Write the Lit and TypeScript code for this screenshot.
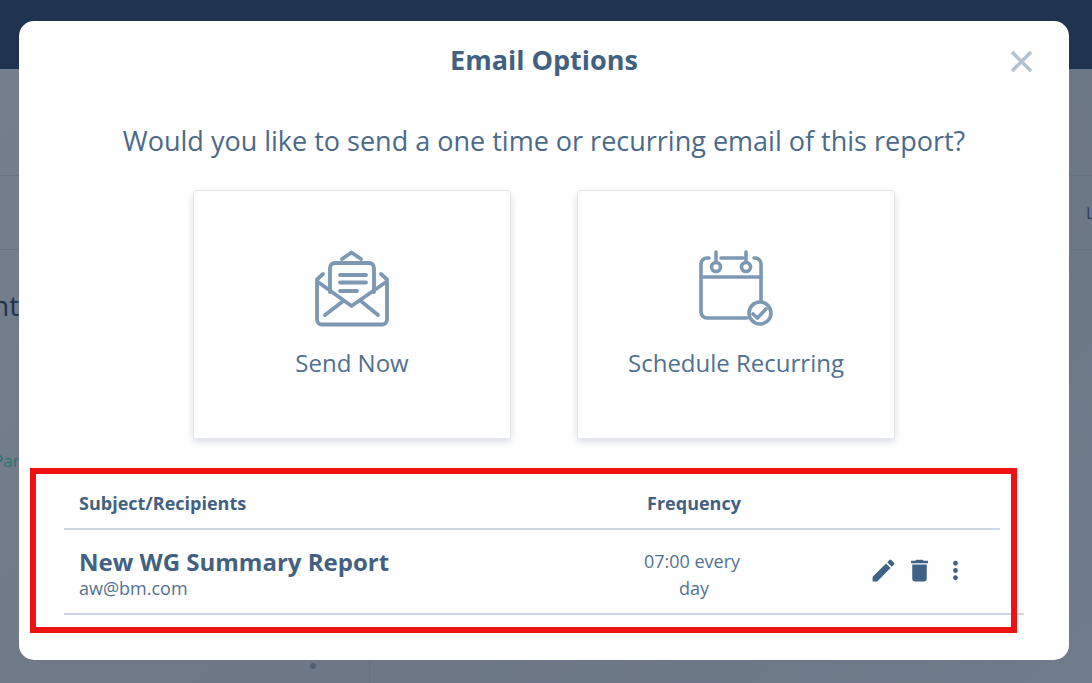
import { LitElement, html, css } from "lit";
import { customElement } from "lit/decorators.js";

@customElement("app-root")
export class AppRoot extends LitElement {
  static styles = css`
    :host { display: block; width: 1092px; height: 683px; position: relative; overflow: hidden; font-family: "Open Sans", "Noto Sans", sans-serif; color: #426182; background: #6d7786; }
    * { box-sizing: border-box; }
    .topbar { height: 69px; background: #1f3350; }
    .under { height: 614px; position: relative; padding-top: 106px; background: linear-gradient(135deg, #747e8d 0, #6d7786 60%, #707b8b 100%); color: #1f3350; font-size: 28px; }
    .band { height: 75px; border-top: 1px solid #687282; border-bottom: 1px solid #687282; }
    .bg-t { position: absolute; left: -8px; top: 219px; line-height: 34px; }
    .bg-p { position: absolute; left: -7px; top: 382px; font-size: 17px; line-height: 20px; color: #2b7573; }
    .bg-l { position: absolute; left: 1086px; top: 134px; font-size: 16px; line-height: 20px; color: #2b3f5c; }
    .bg-dot { position: absolute; left: 310px; top: 594px; width: 6px; height: 6px; border-radius: 50%; background: #555f73; }
    .bg-v { position: absolute; left: 369px; top: 591px; bottom: 0; width: 1px; background: #677181; }
    .modal { position: absolute; left: 19px; top: 21px; width: 1050px; height: 639px; background: #fff; border-radius: 15px; display: flex; flex-direction: column; align-items: center; }
    h1 { margin: 20px 0 0; font-size: 27px; line-height: 38px; font-weight: 700; color: #426182; }
    .close { position: absolute; right: 36px; top: 29px; width: 23px; height: 23px; display: block; }
    .question { margin: 44px 0 0; font-size: 27px; line-height: 36px; font-weight: 400; color: #4b6a8a; }
    .cards { display: flex; gap: 66px; margin-top: 31px; }
    .card { width: 318px; height: 249px; border: 1px solid #e3e7ec; border-radius: 3px; box-shadow: 0 3px 7px rgba(70, 90, 120, 0.2); display: flex; flex-direction: column; align-items: center; font-size: 24px; line-height: 32px; color: #507090; }
    .card svg { display: block; margin-top: 59px; width: 80px; height: 78px; }
    .card span { margin-top: 19px; }
    .table { align-self: flex-start; margin: 42px 0 0 45px; width: 960px; }
    .thead { width: 936px; height: 49px; border-bottom: 2px solid #cdd6e2; display: grid; grid-template-columns: 500px 260px; align-items: center; font-size: 18px; font-weight: 700; color: #426182; padding-bottom: 4px; }
    .thead div:first-child { padding-left: 15px; }
    .thead div:last-child { text-align: center; }
    .row { height: 85px; border-bottom: 2px solid #cdd6e2; display: grid; grid-template-columns: 500px 260px 1fr; align-items: center; }
    .subject { padding: 5px 0 0 15px; }
    .title { font-size: 24px; line-height: 28px; font-weight: 700; color: #426182; }
    .mail { margin-top: 1px; font-size: 18px; line-height: 23px; color: #54718f; }
    .freq { font-size: 18px; line-height: 27px; color: #54718f; text-align: center; width: 120px; margin-left: 68px; padding-top: 7px; }
    .freq span { margin-left: 4px; }
    .actions { display: flex; align-items: center; padding-left: 45px; gap: 7px; padding-bottom: 2px; }
    .actions svg { display: block; width: 29px; height: 29px; fill: #3f6288; }
    .annot { position: absolute; left: 30px; top: 468px; width: 987px; height: 165px; border: 6px solid #ee1212; pointer-events: none; }
  `;

  render() {
    return html`
      <div class="topbar"></div>
      <div class="under">
        <div class="band"></div>
        <div class="bg-t">nt</div>
        <div class="bg-p">Par</div>
        <div class="bg-l">L</div>
        <div class="bg-dot"></div>
        <div class="bg-v"></div>
      </div>
      <div class="modal">
        <h1>Email Options</h1>
        <svg class="close" viewBox="0 0 23 23" fill="none" stroke="#b3c1d1" stroke-width="3.4"><path d="M2 2 21 21M21 2 2 21"/></svg>
        <p class="question">Would you like to send a one time or recurring email of this report?</p>
        <div class="cards">
          <div class="card">
            <svg viewBox="0 0 80 78" fill="none" stroke="#7c98b2" stroke-width="3.8" stroke-linecap="round" stroke-linejoin="round">
              <path d="M30 9 39.500 2.500 49 9"/>
              <path d="M18 42V18a5 5 0 0 1 5-5h34a5 5 0 0 1 5 5v24"/>
              <path d="M28 25h26M28 32.500h26M28 41h17"/>
              <path d="M11 24 5 29.500v40a5 5 0 0 0 5 5h60a5 5 0 0 0 5-5v-40L69 24"/>
              <path d="M6 32 39.500 56 74 32"/>
              <path d="M13 65 30 52M66 65 50 52"/>
            </svg>
            <span>Send Now</span>
          </div>
          <div class="card">
            <svg viewBox="0 0 80 78" fill="none" stroke="#7c98b2" stroke-width="3.600" stroke-linecap="round" stroke-linejoin="round">
              <path d="M13 8H11a6 6 0 0 0-6 6v48a6 6 0 0 0 6 6H51"/>
              <path d="M25 8H47"/>
              <path d="M58 8h1a6 6 0 0 1 6 6v38"/>
              <path d="M5 27H65"/>
              <circle cx="20" cy="17" r="4.500"/>
              <circle cx="50" cy="17" r="4.500"/>
              <path d="M20 2v10M50 2v10"/>
              <circle cx="64" cy="63" r="11" fill="#fff"/>
              <path d="M57 64l4.500 4 8.500-9"/>
            </svg>
            <span>Schedule Recurring</span>
          </div>
        </div>
        <div class="table">
          <div class="thead"><div>Subject/Recipients</div><div>Frequency</div></div>
          <div class="row">
            <div class="subject">
              <div class="title">New WG Summary Report</div>
              <div class="mail">aw@bm.com</div>
            </div>
            <div class="freq">07:00 every <span>day</span></div>
            <div class="actions">
              <svg viewBox="0 0 24 24"><path d="M3 17.250V21h3.750L17.810 9.940l-3.750-3.750L3 17.250zM20.710 7.040a1 1 0 0 0 0-1.410l-2.340-2.340a1 1 0 0 0-1.410 0l-1.830 1.830 3.750 3.750 1.830-1.830z"/></svg>
              <svg viewBox="0 0 24 24"><path d="M6 19a2 2 0 0 0 2 2h8a2 2 0 0 0 2-2V7H6v12zM19 4h-3.500l-1-1h-5l-1 1H5v2h14V4z"/></svg>
              <svg viewBox="0 0 24 24"><path d="M12 8a2 2 0 1 0 0-4 2 2 0 0 0 0 4zm0 2a2 2 0 1 0 0 4 2 2 0 0 0 0-4zm0 6a2 2 0 1 0 0 4 2 2 0 0 0 0-4z"/></svg>
            </div>
          </div>
        </div>
      </div>
      <div class="annot"></div>
    `;
  }
}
================================
TO BE DONE:
From the material above, reproduce everything verbatim except the pictures.

CORRECT ANSWER:
Write the Lit and TypeScript code for this screenshot.
import { LitElement, html, css } from "lit";
import { customElement } from "lit/decorators.js";

@customElement("app-root")
export class AppRoot extends LitElement {
  static styles = css`
    :host { display: block; width: 1092px; height: 683px; position: relative; overflow: hidden; font-family: "Open Sans", "Noto Sans", sans-serif; color: #426182; background: #6d7786; }
    * { box-sizing: border-box; }
    .topbar { height: 69px; background: #1f3350; }
    .under { height: 614px; position: relative; padding-top: 106px; background: linear-gradient(135deg, #747e8d 0, #6d7786 60%, #707b8b 100%); color: #1f3350; font-size: 28px; }
    .band { height: 75px; border-top: 1px solid #687282; border-bottom: 1px solid #687282; }
    .bg-t { position: absolute; left: -8px; top: 219px; line-height: 34px; }
    .bg-p { position: absolute; left: -7px; top: 382px; font-size: 17px; line-height: 20px; color: #2b7573; }
    .bg-l { position: absolute; left: 1086px; top: 134px; font-size: 16px; line-height: 20px; color: #2b3f5c; }
    .bg-dot { position: absolute; left: 310px; top: 594px; width: 6px; height: 6px; border-radius: 50%; background: #555f73; }
    .bg-v { position: absolute; left: 369px; top: 591px; bottom: 0; width: 1px; background: #677181; }
    .modal { position: absolute; left: 19px; top: 21px; width: 1050px; height: 639px; background: #fff; border-radius: 15px; display: flex; flex-direction: column; align-items: center; }
    h1 { margin: 20px 0 0; font-size: 27px; line-height: 38px; font-weight: 700; color: #426182; }
    .close { position: absolute; right: 36px; top: 29px; width: 23px; height: 23px; display: block; }
    .question { margin: 44px 0 0; font-size: 27px; line-height: 36px; font-weight: 400; color: #4b6a8a; }
    .cards { display: flex; gap: 66px; margin-top: 31px; }
    .card { width: 318px; height: 249px; border: 1px solid #e3e7ec; border-radius: 3px; box-shadow: 0 3px 7px rgba(70, 90, 120, 0.2); display: flex; flex-direction: column; align-items: center; font-size: 24px; line-height: 32px; color: #507090; }
    .card svg { display: block; margin-top: 59px; width: 80px; height: 78px; }
    .card span { margin-top: 19px; }
    .table { align-self: flex-start; margin: 42px 0 0 45px; width: 960px; }
    .thead { width: 936px; height: 49px; border-bottom: 2px solid #cdd6e2; display: grid; grid-template-columns: 500px 260px; align-items: center; font-size: 18px; font-weight: 700; color: #426182; padding-bottom: 4px; }
    .thead div:first-child { padding-left: 15px; }
    .thead div:last-child { text-align: center; }
    .row { height: 85px; border-bottom: 2px solid #cdd6e2; display: grid; grid-template-columns: 500px 260px 1fr; align-items: center; }
    .subject { padding: 5px 0 0 15px; }
    .title { font-size: 24px; line-height: 28px; font-weight: 700; color: #426182; }
    .mail { margin-top: 1px; font-size: 18px; line-height: 23px; color: #54718f; }
    .freq { font-size: 18px; line-height: 27px; color: #54718f; text-align: center; width: 120px; margin-left: 68px; padding-top: 7px; }
    .freq span { margin-left: 4px; }
    .actions { display: flex; align-items: center; padding-left: 45px; gap: 7px; padding-bottom: 2px; }
    .actions svg { display: block; width: 29px; height: 29px; fill: #3f6288; }
    .annot { position: absolute; left: 30px; top: 468px; width: 987px; height: 165px; border: 6px solid #ee1212; pointer-events: none; }
  `;

  render() {
    return html`
      <div class="topbar"></div>
      <div class="under">
        <div class="band"></div>
        <div class="bg-t">nt</div>
        <div class="bg-p">Par</div>
        <div class="bg-l">L</div>
        <div class="bg-dot"></div>
        <div class="bg-v"></div>
      </div>
      <div class="modal">
        <h1>Email Options</h1>
        <svg class="close" viewBox="0 0 23 23" fill="none" stroke="#b3c1d1" stroke-width="3.4"><path d="M2 2 21 21M21 2 2 21"/></svg>
        <p class="question">Would you like to send a one time or recurring email of this report?</p>
        <div class="cards">
          <div class="card">
            <svg viewBox="0 0 80 78" fill="none" stroke="#7c98b2" stroke-width="3.8" stroke-linecap="round" stroke-linejoin="round">
              <path d="M30 9 39.500 2.500 49 9"/>
              <path d="M18 42V18a5 5 0 0 1 5-5h34a5 5 0 0 1 5 5v24"/>
              <path d="M28 25h26M28 32.500h26M28 41h17"/>
              <path d="M11 24 5 29.500v40a5 5 0 0 0 5 5h60a5 5 0 0 0 5-5v-40L69 24"/>
              <path d="M6 32 39.500 56 74 32"/>
              <path d="M13 65 30 52M66 65 50 52"/>
            </svg>
            <span>Send Now</span>
          </div>
          <div class="card">
            <svg viewBox="0 0 80 78" fill="none" stroke="#7c98b2" stroke-width="3.600" stroke-linecap="round" stroke-linejoin="round">
              <path d="M13 8H11a6 6 0 0 0-6 6v48a6 6 0 0 0 6 6H51"/>
              <path d="M25 8H47"/>
              <path d="M58 8h1a6 6 0 0 1 6 6v38"/>
              <path d="M5 27H65"/>
              <circle cx="20" cy="17" r="4.500"/>
              <circle cx="50" cy="17" r="4.500"/>
              <path d="M20 2v10M50 2v10"/>
              <circle cx="64" cy="63" r="11" fill="#fff"/>
              <path d="M57 64l4.500 4 8.500-9"/>
            </svg>
            <span>Schedule Recurring</span>
          </div>
        </div>
        <div class="table">
          <div class="thead"><div>Subject/Recipients</div><div>Frequency</div></div>
          <div class="row">
            <div class="subject">
              <div class="title">New WG Summary Report</div>
              <div class="mail">aw@bm.com</div>
            </div>
            <div class="freq">07:00 every <span>day</span></div>
            <div class="actions">
              <svg viewBox="0 0 24 24"><path d="M3 17.250V21h3.750L17.810 9.940l-3.750-3.750L3 17.250zM20.710 7.040a1 1 0 0 0 0-1.410l-2.340-2.340a1 1 0 0 0-1.410 0l-1.830 1.830 3.750 3.750 1.830-1.830z"/></svg>
              <svg viewBox="0 0 24 24"><path d="M6 19a2 2 0 0 0 2 2h8a2 2 0 0 0 2-2V7H6v12zM19 4h-3.500l-1-1h-5l-1 1H5v2h14V4z"/></svg>
              <svg viewBox="0 0 24 24"><path d="M12 8a2 2 0 1 0 0-4 2 2 0 0 0 0 4zm0 2a2 2 0 1 0 0 4 2 2 0 0 0 0-4zm0 6a2 2 0 1 0 0 4 2 2 0 0 0 0-4z"/></svg>
            </div>
          </div>
        </div>
      </div>
      <div class="annot"></div>
    `;
  }
}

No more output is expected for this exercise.